En arrière-scène se tramait la mise sur pied d’une formation pour lutter contre le terrorisme, l’élaboration d’une stratégie juridique contre la culture du viol et le copinage avec les lobbyistes de l’industrie pétrolière. Ce ne sont que quelques exemples de l’approche adoptée par l’establishment. Après l’entracte, notre réveil va être pénible.

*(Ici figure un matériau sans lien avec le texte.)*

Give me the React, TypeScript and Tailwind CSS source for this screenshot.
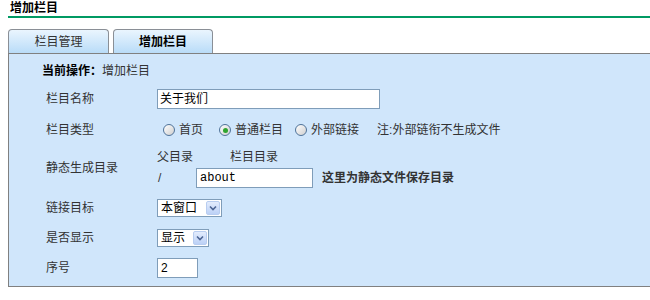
import React from 'react';

const FONT = "font-['Liberation_Sans','Noto_Sans_CJK_SC',sans-serif]";

const Radio: React.FC<{ checked?: boolean }> = ({ checked }) => (
  <span className="flex h-[12px] w-[12px] shrink-0 items-center justify-center rounded-full border border-[#4f7399] bg-gradient-to-br from-white to-[#cfcfcf]">
    {checked && <span className="h-[5px] w-[5px] rounded-full bg-[#2fa52f]" />}
  </span>
);

const FakeSelect: React.FC<{ value: string; width: string }> = ({ value, width }) => (
  <div className={`flex h-[18px] items-center justify-between border border-[#7f9db9] bg-white pl-[3px] pr-[1px] ${width}`}>
    <span className="text-[12px] leading-none text-black">{value}</span>
    <span className="flex h-[14px] w-[14px] items-center justify-center rounded-[2px] border border-[#b8cdf0] bg-gradient-to-b from-[#e3ecfd] to-[#bcd1f6]">
      <svg width="8" height="6" viewBox="0 0 8 6">
        <path d="M1 1.5 L4 4.5 L7 1.5" fill="none" stroke="#4d6594" strokeWidth="1.6" />
      </svg>
    </span>
  </div>
);

const Row: React.FC<{ label: string; className?: string; children: React.ReactNode }> = ({ label, className = '', children }) => (
  <div className={`flex items-center ${className}`}>
    <div className="w-[148px] shrink-0 pl-[37px] text-[12px] text-[#333]">{label}</div>
    <div className="flex items-center">{children}</div>
  </div>
);

export default function App() {
  return (
    <div className={`h-[300px] w-[650px] overflow-hidden bg-white ${FONT}`}>
      {/* page title */}
      <div className="ml-[8px] flex h-[18px] items-center border-b-2 border-[#009a63] pb-[1px] pl-[2px] text-[12px] font-bold leading-none text-black">
        增加栏目
      </div>

      {/* tabs */}
      <div className="ml-[8px] mt-[11px] flex h-[24px] items-end gap-[4px]">
        <div className="flex h-[24px] w-[101px] items-center justify-center rounded-t-[4px] border border-b-0 border-[#8a8f96] bg-gradient-to-b from-[#eaf5fe] to-[#b9dcf8] text-[12px] text-[#333]">
          栏目管理
        </div>
        <div className="flex h-[24px] w-[100px] items-center justify-center rounded-t-[4px] border border-b-0 border-[#8a8f96] bg-gradient-to-b from-[#eaf5fe] to-[#b9dcf8] text-[12px] font-bold text-black">
          增加栏目
        </div>
      </div>

      {/* panel */}
      <div className="ml-[8px] border-y border-l border-[#808080] bg-[#d0e6fb] pb-[3px] pt-[5px]">
        <div className="flex h-[24px] items-center pl-[33px] text-[12px] text-[#333]">
          <span className="font-bold text-black">当前操作：</span>
          <span>增加栏目</span>
        </div>

        <Row label="栏目名称" className="h-[32px]">
          <div className="flex h-[20px] w-[223px] items-center border border-[#7f9db9] bg-white px-[2px] text-[12px] text-black">
            关于我们
          </div>
        </Row>

        <Row label="栏目类型" className="h-[30px]">
          <div className="ml-[6px] flex items-center text-[12px] text-[#333]">
            <Radio />
            <span className="ml-[4px]">首页</span>
            <span className="ml-[16px]"><Radio checked /></span>
            <span className="ml-[4px]">普通栏目</span>
            <span className="ml-[12px]"><Radio /></span>
            <span className="ml-[4px]">外部链接</span>
            <span className="ml-[18px]">注:外部链衔不生成文件</span>
          </div>
        </Row>

        <Row label="静态生成目录" className="mt-[3px] h-[40px]">
          <div className="flex flex-col text-[12px] text-[#333]">
            <div className="flex h-[18px] items-center">
              <span className="w-[73px]">父目录</span>
              <span>栏目目录</span>
            </div>
            <div className="mt-[2px] flex items-center">
              <span className="w-[39px] pl-[1px]">/</span>
              <div className="flex h-[20px] w-[117px] items-center border border-[#7f9db9] bg-white px-[3px] font-['Liberation_Mono',monospace] text-[12px] text-black">
                about
              </div>
              <span className="ml-[9px] font-bold text-[#333]">这里为静态文件保存目录</span>
            </div>
          </div>
        </Row>

        <Row label="链接目标" className="mt-[5px] h-[30px]">
          <FakeSelect value="本窗口" width="w-[65px]" />
        </Row>

        <Row label="是否显示" className="h-[30px]">
          <FakeSelect value="显示" width="w-[52px]" />
        </Row>

        <Row label="序号" className="h-[30px]">
          <div className="flex h-[20px] w-[41px] items-center border border-[#7f9db9] bg-white px-[3px] text-[12px] text-black">
            2
          </div>
        </Row>
      </div>
    </div>
  );
}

En plus de redéfinir l’université dans leurs intérêts, les pouvoirs dirigeants disciplinent et docilisent la population étudiante. Par exemple, ils transforment des représentants de l’industrie minière canadienne (accusée de violation des droits humains) en philanthropes charitables afin d’encaisser leurs dons. Le recteur de l’U d’O affirme que cette charité est nécessaire pour les finances, bien que le Bureau des gouverneurs refuse de considérer sérieusement les budgets alternatifs proposés par les étudiants. L’intégrité des acteurs est depuis longtemps compromise.

S’attendre à ce que la communauté universitaire désobéit civilement pour conserver ses acquis semble malheureusement tenir de la rêverie. Particulièrement quand nos propres associations étudiantes ne peuvent atteindre le quorum nécessaire à leurs assemblées et limitent le problème à la responsabilité de leurs membres. Refuser aux étudiants une période de questions adéquate à la fin de celles-ci en dit déjà long. Inutile d’épiloguer là-dessus, l’argument s’étaye dans nos 24 dernières parutions.

L’affaiblissement des revendications des étudiants a ses causes ; arrêtons de s’acharner sur ceux-ci. La manipulation de l’information qu’exercent les décideurs influence nos indignations collectives et notre capacité à s’organiser.

Notre réplique

Si les luttes sont infructueuses chez nous, apprendre de ce qui se fait ailleurs devient une des seules façons de ne pas laisser l’establishment transformer l’université en fonction de ses intérêts.

Le rôle de l’université se définit maintenant dans un rapport de force à l’avantage de ceux qui détiennent le pouvoir. Lorsque les étudiants réagissent moins, leurs pouvoirs s’estompent.

Les actualités du campus témoignent de cette lutte, d’où l’importance de la questionner attentivement. Ceux qui demeurent passifs échouent à mettre en relations les enjeux qui portent atteinte à l’espace universitaire. En revanche, un minimum de pensée critique permet rapidement d’englober des revendications plus larges.

Revendiquer que « nos acquis valent plus que leurs profits! » – comme on le clame dans les rues de Montréal pour se défendre contre l’austérité – n’est pas seulement légitime, mais aussi nécessaire pour contrer les actes qui se préparent en coulisse. Ces mobilisations voisines ont beaucoup à nous apprendre, profitons-en.

Le ton diplomatique des éditoriaux de La Rotonde visait à déconstruire le débat plutôt qu’à l’enflammer. Mais puisque la situation l’impose, que la tragédie demeure dans l’ombre, continuons la réflexion et partageons notre colère!